● **Provided material**
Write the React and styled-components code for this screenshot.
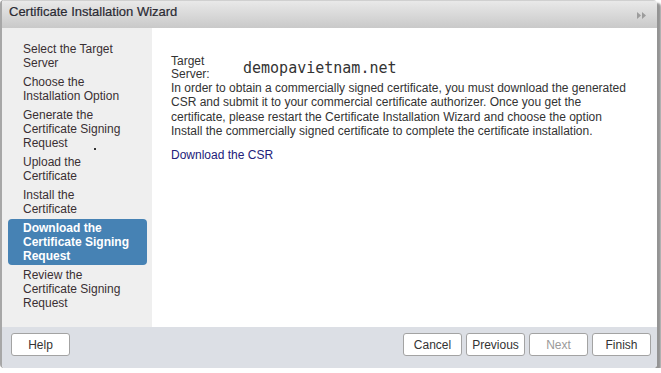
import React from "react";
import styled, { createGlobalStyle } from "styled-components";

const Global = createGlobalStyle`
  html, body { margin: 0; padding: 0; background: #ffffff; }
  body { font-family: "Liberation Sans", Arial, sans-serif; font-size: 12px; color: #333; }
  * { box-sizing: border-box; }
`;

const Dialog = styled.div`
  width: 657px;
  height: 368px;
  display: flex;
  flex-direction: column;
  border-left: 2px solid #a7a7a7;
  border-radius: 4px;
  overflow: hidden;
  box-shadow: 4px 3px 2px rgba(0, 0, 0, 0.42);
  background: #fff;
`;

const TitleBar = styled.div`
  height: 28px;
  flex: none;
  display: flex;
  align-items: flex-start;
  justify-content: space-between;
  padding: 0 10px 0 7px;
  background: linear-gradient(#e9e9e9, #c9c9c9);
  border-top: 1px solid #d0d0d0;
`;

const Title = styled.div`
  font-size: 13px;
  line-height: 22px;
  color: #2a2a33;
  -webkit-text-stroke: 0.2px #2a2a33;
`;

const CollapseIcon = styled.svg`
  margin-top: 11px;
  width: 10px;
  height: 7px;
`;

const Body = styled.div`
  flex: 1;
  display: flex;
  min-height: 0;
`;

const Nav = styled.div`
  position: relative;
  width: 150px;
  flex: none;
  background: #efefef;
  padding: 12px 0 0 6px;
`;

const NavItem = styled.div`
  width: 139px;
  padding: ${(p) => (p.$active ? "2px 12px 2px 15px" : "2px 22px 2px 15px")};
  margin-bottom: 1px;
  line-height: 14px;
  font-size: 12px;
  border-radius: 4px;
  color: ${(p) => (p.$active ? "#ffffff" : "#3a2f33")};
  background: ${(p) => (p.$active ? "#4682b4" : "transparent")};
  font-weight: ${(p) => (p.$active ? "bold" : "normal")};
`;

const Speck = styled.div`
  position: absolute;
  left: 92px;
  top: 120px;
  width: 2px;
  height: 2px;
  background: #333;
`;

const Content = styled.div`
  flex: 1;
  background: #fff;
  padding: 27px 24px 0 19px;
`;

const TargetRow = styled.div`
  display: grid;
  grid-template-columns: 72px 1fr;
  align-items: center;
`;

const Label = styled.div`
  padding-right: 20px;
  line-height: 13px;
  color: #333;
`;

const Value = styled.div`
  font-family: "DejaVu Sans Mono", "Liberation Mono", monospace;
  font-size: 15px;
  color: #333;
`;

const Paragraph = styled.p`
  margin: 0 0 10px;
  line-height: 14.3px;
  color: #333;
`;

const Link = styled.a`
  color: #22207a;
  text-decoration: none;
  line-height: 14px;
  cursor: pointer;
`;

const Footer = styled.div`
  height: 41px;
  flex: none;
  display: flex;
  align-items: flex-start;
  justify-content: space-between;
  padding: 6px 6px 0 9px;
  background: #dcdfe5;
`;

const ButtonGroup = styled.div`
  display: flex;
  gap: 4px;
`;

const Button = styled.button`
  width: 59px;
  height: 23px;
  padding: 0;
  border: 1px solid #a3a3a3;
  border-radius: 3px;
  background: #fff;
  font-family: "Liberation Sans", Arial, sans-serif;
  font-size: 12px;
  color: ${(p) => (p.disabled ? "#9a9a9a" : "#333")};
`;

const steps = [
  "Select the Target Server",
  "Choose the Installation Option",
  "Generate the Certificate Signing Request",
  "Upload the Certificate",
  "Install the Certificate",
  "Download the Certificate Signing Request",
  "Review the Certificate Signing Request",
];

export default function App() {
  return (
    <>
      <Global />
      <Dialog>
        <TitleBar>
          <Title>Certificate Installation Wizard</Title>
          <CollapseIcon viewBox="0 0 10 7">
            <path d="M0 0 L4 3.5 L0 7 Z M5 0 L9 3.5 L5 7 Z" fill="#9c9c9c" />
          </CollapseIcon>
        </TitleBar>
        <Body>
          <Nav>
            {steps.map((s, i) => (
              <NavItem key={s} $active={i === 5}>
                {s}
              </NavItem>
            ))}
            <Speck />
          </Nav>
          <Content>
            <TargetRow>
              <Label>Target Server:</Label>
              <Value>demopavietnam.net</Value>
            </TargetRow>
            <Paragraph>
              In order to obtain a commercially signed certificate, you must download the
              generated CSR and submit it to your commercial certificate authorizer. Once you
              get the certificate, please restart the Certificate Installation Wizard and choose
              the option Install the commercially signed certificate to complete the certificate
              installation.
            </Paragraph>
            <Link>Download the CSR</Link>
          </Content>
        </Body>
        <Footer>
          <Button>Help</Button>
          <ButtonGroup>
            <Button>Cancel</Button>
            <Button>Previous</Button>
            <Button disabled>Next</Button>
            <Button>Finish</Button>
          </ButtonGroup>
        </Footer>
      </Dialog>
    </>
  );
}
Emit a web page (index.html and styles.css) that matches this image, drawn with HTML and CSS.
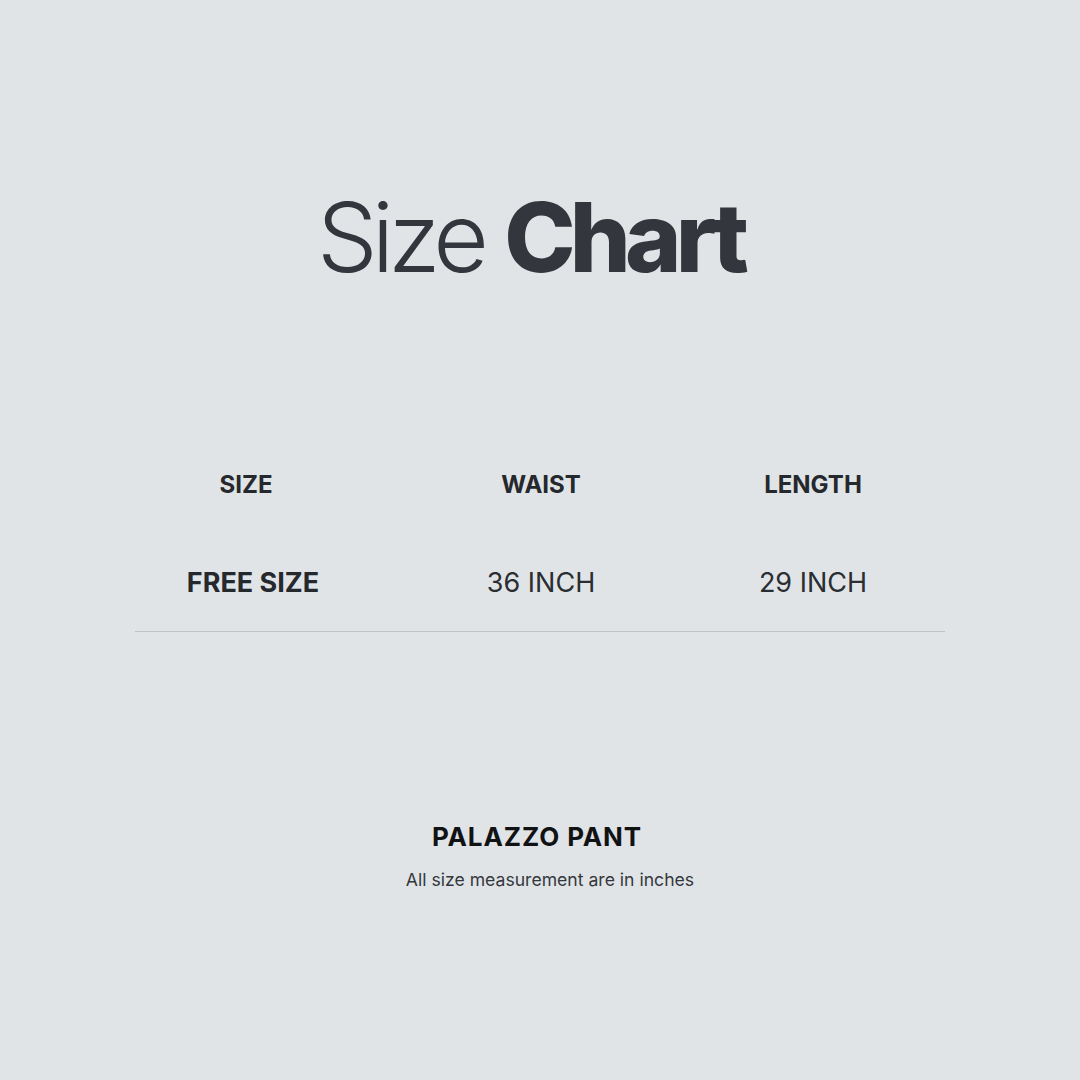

---

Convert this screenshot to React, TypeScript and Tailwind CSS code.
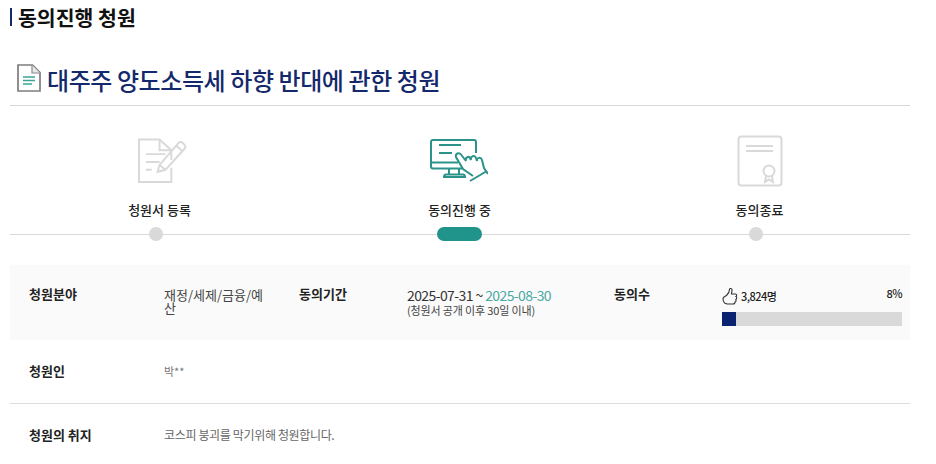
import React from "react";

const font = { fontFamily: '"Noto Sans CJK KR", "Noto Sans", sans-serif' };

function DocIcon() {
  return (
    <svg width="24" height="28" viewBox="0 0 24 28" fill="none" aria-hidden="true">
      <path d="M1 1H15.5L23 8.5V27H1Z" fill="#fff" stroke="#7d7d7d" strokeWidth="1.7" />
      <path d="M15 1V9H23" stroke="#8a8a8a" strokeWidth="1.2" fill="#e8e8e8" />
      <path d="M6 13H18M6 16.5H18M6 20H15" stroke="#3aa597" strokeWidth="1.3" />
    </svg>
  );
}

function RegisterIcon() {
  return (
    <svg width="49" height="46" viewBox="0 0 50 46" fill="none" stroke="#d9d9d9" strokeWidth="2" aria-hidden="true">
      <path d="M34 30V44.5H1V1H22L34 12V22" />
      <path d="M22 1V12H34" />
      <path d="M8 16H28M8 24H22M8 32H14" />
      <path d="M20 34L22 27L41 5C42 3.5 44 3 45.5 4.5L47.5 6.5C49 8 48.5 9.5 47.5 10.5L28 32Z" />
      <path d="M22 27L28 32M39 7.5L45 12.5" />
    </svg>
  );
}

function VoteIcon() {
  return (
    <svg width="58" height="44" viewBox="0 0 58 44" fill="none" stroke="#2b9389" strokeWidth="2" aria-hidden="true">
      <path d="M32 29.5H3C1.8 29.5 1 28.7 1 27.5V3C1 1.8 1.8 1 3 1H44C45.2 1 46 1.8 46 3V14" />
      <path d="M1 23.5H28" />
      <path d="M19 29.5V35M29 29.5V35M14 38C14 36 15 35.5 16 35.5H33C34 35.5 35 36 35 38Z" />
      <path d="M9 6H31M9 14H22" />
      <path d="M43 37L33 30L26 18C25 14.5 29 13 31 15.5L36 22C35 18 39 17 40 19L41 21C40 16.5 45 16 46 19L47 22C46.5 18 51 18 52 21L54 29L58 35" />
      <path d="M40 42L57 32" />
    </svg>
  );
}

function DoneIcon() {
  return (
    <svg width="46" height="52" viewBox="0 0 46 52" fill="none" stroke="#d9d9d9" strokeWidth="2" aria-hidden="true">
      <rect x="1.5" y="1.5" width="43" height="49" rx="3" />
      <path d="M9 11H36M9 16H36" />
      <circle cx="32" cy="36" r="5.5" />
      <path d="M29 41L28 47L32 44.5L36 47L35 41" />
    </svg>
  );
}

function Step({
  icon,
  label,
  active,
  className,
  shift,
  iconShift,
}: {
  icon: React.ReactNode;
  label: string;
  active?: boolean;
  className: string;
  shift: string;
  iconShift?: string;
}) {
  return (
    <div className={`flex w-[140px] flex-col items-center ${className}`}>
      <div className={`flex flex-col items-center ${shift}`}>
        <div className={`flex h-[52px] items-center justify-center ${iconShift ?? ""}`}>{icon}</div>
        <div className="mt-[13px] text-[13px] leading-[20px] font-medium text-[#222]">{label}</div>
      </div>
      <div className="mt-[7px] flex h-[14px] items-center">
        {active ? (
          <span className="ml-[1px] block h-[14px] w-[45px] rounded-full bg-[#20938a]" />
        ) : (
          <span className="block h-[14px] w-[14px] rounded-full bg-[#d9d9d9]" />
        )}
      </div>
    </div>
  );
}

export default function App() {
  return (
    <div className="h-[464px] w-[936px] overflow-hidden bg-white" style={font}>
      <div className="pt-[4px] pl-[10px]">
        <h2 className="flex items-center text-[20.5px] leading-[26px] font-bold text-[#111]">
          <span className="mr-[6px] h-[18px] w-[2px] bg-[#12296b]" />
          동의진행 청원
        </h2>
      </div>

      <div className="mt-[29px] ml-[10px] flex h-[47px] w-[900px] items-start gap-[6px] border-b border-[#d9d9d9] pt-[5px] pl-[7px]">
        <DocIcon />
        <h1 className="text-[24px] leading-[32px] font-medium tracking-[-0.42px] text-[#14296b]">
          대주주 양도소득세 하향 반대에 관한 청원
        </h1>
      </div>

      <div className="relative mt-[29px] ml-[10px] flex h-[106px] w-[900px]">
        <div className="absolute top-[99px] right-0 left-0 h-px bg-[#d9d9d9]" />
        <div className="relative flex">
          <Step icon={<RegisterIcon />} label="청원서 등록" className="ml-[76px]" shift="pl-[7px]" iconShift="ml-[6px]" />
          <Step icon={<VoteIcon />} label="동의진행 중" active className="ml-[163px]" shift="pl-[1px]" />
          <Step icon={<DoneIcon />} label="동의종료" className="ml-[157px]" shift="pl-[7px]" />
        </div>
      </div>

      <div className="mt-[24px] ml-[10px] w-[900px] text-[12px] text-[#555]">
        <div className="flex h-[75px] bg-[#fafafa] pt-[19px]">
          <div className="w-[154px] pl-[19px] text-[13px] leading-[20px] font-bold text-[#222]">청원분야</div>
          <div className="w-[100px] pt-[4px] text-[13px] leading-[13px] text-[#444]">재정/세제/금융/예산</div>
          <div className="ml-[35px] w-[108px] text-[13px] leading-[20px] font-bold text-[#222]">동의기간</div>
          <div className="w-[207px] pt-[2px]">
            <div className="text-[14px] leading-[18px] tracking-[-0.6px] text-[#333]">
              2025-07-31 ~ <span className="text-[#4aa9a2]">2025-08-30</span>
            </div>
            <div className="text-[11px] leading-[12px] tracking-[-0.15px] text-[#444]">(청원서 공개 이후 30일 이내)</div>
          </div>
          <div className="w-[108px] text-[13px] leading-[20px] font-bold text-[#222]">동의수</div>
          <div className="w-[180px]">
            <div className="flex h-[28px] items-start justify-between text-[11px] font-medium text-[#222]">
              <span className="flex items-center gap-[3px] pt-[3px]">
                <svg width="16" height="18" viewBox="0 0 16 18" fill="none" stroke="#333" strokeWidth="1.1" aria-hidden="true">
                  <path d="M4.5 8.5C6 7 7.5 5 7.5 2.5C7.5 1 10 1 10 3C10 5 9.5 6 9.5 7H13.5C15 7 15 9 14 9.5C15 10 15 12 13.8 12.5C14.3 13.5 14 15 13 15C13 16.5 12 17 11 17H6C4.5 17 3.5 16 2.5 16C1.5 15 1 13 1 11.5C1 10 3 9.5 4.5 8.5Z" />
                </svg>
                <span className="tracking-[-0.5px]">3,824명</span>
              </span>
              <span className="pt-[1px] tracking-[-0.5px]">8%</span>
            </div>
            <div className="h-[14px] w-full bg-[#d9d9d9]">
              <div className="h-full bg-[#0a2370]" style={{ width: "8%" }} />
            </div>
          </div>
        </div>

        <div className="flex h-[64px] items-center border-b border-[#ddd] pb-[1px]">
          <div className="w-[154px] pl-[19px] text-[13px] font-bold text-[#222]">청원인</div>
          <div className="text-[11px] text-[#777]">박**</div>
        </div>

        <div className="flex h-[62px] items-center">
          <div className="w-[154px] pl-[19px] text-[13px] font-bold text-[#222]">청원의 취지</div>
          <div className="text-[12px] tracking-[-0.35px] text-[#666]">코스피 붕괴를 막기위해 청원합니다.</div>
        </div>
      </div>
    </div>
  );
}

==

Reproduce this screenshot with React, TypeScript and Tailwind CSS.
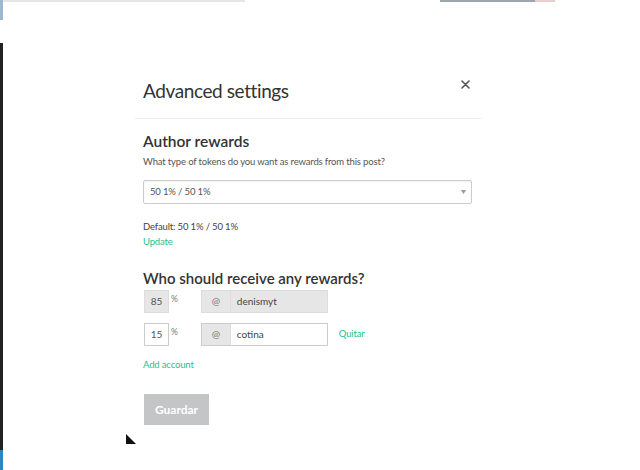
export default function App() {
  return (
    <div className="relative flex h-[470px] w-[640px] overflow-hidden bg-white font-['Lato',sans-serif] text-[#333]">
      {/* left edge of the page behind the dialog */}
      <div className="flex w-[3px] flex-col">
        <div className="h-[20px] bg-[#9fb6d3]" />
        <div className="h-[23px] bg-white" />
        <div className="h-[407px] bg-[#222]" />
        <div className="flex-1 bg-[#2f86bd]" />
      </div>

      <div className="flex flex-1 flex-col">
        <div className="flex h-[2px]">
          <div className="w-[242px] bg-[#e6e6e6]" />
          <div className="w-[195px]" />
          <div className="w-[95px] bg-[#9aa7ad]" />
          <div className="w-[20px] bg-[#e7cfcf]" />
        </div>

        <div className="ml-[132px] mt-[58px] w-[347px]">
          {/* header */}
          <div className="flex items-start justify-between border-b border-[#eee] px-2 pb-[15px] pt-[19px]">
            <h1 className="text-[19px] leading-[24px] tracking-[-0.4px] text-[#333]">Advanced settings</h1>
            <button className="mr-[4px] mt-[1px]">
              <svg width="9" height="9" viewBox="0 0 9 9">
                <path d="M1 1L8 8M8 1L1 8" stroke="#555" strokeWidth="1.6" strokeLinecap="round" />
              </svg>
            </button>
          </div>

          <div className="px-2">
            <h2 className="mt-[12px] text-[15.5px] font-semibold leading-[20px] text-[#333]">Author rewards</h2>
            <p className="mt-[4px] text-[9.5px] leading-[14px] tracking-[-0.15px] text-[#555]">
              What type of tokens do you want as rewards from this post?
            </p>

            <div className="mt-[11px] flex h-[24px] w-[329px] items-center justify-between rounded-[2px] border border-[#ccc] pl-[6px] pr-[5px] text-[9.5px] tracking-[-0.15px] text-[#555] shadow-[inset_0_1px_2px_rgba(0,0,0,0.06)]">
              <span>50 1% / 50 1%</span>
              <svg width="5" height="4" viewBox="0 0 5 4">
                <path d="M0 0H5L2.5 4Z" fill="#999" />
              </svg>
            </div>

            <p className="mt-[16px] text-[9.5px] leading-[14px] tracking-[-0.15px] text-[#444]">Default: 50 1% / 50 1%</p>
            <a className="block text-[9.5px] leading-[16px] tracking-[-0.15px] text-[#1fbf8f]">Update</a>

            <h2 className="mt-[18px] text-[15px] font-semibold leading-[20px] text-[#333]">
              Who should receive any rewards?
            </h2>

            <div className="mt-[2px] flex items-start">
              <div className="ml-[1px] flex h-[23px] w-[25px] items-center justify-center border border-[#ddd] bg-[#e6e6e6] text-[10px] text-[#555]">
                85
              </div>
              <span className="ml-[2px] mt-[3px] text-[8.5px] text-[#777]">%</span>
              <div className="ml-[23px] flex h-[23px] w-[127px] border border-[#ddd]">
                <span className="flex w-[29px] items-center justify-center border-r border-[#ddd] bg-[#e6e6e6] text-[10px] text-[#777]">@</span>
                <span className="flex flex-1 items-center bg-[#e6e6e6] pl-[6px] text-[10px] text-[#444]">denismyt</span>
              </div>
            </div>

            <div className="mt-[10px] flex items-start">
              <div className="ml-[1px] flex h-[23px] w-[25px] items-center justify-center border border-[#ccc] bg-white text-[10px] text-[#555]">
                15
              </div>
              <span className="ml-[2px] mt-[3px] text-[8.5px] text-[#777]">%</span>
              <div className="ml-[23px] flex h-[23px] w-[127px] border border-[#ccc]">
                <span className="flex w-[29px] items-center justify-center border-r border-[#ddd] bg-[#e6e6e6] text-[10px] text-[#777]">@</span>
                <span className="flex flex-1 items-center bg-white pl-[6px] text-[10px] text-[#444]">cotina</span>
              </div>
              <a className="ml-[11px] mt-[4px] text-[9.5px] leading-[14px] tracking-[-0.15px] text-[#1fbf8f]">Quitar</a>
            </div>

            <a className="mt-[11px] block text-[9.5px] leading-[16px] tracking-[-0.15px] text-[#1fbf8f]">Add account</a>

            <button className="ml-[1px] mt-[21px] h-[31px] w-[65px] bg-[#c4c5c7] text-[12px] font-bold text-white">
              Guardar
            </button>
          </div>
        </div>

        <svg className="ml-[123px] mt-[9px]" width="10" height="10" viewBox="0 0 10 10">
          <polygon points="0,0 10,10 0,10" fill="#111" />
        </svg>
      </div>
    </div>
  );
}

● **Set task**
Select all lines in the listing that include the word "Tailwind".

● **Solution for this exercise**
Convert this screenshot to React, TypeScript and Tailwind CSS code.
Reproduce this screenshot with React, TypeScript and Tailwind CSS.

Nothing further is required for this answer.